▶ **Data lines**
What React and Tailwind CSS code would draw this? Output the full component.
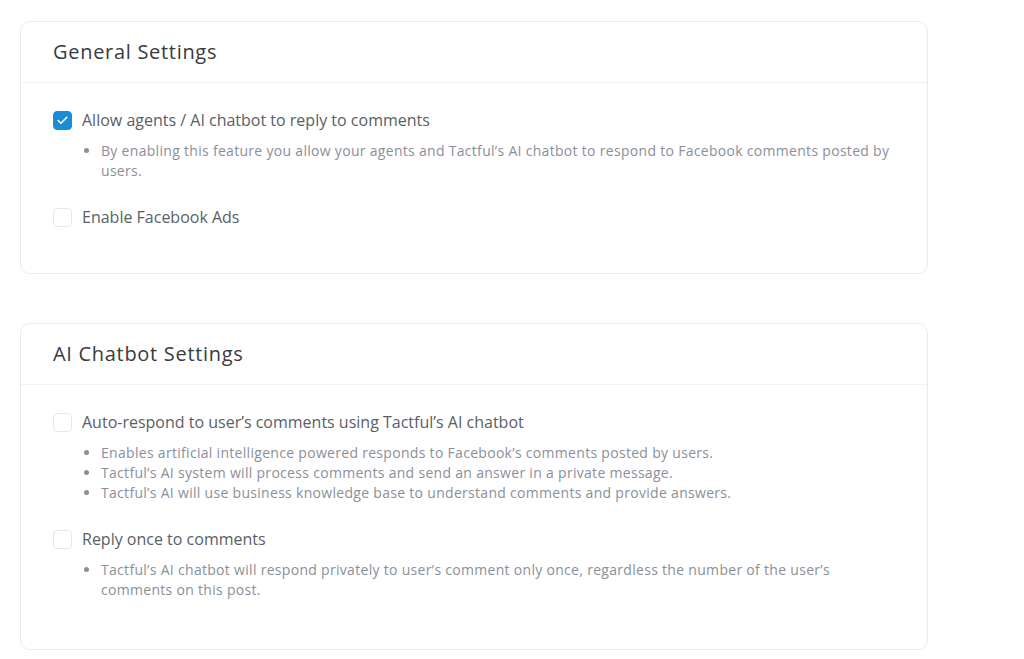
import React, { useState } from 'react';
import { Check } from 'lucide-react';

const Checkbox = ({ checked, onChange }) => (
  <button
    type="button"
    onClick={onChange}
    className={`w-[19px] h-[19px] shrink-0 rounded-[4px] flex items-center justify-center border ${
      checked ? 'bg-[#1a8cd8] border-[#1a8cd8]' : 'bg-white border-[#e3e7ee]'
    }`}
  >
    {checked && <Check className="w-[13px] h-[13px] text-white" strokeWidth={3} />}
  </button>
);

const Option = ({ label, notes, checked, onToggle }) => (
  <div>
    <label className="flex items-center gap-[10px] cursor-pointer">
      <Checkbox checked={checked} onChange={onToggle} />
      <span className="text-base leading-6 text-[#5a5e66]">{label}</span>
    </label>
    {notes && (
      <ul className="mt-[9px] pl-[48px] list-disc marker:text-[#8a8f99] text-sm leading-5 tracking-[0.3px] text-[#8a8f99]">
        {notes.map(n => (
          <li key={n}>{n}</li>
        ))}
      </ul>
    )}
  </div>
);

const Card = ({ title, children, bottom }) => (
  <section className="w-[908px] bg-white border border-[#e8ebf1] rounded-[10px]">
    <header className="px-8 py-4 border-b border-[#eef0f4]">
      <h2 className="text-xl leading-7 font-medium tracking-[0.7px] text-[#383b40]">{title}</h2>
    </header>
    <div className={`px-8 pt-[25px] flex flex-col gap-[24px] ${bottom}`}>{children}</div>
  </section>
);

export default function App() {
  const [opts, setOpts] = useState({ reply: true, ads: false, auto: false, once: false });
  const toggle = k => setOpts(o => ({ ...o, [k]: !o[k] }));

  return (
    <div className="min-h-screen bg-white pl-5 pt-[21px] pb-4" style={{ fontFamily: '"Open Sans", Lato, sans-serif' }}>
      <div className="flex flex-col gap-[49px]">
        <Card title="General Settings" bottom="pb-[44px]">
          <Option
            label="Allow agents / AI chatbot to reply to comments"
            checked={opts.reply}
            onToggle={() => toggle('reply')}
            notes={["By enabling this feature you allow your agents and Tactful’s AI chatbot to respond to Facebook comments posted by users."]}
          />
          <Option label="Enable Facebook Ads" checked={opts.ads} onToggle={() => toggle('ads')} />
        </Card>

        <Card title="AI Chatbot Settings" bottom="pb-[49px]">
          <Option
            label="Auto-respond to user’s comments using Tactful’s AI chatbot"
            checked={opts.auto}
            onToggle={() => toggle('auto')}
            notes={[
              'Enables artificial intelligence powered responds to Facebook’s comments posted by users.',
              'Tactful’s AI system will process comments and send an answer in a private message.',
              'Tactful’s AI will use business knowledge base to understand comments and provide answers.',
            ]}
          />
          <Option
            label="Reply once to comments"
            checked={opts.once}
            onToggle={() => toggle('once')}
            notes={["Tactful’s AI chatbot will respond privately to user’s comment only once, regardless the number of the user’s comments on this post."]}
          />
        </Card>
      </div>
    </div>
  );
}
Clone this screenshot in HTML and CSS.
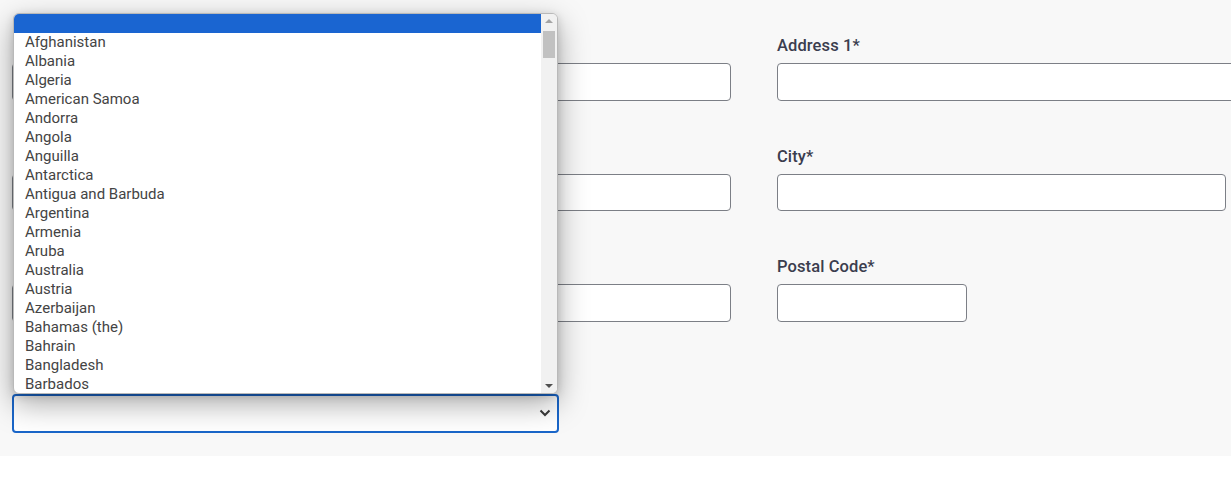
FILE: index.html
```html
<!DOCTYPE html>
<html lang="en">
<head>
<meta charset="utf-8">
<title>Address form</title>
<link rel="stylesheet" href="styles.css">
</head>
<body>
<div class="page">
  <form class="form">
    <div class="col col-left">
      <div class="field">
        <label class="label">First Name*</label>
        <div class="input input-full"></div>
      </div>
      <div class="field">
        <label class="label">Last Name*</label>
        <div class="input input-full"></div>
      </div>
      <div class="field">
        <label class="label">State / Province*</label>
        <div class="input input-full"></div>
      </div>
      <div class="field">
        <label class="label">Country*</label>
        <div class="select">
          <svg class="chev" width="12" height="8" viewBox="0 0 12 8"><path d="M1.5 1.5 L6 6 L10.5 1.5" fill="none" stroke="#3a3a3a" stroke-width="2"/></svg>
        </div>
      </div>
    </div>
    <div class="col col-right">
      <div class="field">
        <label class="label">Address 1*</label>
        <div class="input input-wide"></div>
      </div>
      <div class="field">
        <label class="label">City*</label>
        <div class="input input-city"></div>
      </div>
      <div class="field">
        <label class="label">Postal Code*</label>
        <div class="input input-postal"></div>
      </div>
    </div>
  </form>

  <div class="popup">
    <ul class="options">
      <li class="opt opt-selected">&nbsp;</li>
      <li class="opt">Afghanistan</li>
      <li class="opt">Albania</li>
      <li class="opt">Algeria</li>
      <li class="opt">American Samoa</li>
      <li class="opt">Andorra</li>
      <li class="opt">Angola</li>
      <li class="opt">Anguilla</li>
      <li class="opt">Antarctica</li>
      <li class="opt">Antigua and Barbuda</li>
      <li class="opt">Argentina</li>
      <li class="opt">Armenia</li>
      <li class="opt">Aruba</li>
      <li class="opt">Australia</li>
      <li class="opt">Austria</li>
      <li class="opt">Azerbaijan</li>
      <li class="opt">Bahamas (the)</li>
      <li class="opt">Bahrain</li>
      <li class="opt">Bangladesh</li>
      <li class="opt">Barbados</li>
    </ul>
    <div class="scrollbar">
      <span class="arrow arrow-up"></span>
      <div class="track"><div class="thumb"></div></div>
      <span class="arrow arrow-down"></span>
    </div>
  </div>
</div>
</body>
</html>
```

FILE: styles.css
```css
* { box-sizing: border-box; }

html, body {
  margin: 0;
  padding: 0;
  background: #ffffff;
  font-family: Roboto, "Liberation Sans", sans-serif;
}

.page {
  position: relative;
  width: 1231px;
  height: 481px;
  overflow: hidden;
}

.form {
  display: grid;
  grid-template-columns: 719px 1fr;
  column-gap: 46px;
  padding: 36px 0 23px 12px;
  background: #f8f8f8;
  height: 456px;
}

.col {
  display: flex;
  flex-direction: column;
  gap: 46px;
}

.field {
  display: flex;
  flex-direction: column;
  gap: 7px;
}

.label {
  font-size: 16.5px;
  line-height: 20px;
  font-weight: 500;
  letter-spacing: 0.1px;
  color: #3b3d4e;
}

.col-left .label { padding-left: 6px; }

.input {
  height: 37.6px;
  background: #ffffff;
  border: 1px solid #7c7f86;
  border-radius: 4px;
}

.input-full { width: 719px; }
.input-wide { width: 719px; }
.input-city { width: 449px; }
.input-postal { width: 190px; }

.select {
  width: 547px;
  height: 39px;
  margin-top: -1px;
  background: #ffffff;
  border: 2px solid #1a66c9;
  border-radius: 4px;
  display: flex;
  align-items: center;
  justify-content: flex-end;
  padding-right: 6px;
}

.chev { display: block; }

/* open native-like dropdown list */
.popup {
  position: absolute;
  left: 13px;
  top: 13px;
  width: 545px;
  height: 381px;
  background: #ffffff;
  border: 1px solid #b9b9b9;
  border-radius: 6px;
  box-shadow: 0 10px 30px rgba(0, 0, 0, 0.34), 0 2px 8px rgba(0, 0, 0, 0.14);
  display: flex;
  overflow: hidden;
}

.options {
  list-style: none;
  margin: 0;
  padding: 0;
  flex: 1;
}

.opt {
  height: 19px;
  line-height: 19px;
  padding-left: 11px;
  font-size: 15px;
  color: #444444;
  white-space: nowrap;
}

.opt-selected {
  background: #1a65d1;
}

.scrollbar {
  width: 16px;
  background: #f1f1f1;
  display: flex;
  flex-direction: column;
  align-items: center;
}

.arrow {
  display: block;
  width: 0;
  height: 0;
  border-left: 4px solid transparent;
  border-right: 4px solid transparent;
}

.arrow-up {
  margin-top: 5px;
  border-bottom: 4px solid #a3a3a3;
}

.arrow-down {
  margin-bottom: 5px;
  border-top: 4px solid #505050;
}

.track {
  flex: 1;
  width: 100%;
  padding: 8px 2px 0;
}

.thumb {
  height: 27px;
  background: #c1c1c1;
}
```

▶ **Problem statement**
Quote, exactly and only, the lines from the first line of the data above through the line containing "const toggle = k". The pictures do not belong in it.

▶ **Final answer**
What React and Tailwind CSS code would draw this? Output the full component.
import React, { useState } from 'react';
import { Check } from 'lucide-react';

const Checkbox = ({ checked, onChange }) => (
  <button
    type="button"
    onClick={onChange}
    className={`w-[19px] h-[19px] shrink-0 rounded-[4px] flex items-center justify-center border ${
      checked ? 'bg-[#1a8cd8] border-[#1a8cd8]' : 'bg-white border-[#e3e7ee]'
    }`}
  >
    {checked && <Check className="w-[13px] h-[13px] text-white" strokeWidth={3} />}
  </button>
);

const Option = ({ label, notes, checked, onToggle }) => (
  <div>
    <label className="flex items-center gap-[10px] cursor-pointer">
      <Checkbox checked={checked} onChange={onToggle} />
      <span className="text-base leading-6 text-[#5a5e66]">{label}</span>
    </label>
    {notes && (
      <ul className="mt-[9px] pl-[48px] list-disc marker:text-[#8a8f99] text-sm leading-5 tracking-[0.3px] text-[#8a8f99]">
        {notes.map(n => (
          <li key={n}>{n}</li>
        ))}
      </ul>
    )}
  </div>
);

const Card = ({ title, children, bottom }) => (
  <section className="w-[908px] bg-white border border-[#e8ebf1] rounded-[10px]">
    <header className="px-8 py-4 border-b border-[#eef0f4]">
      <h2 className="text-xl leading-7 font-medium tracking-[0.7px] text-[#383b40]">{title}</h2>
    </header>
    <div className={`px-8 pt-[25px] flex flex-col gap-[24px] ${bottom}`}>{children}</div>
  </section>
);

export default function App() {
  const [opts, setOpts] = useState({ reply: true, ads: false, auto: false, once: false });
  const toggle = k => setOpts(o => ({ ...o, [k]: !o[k] }));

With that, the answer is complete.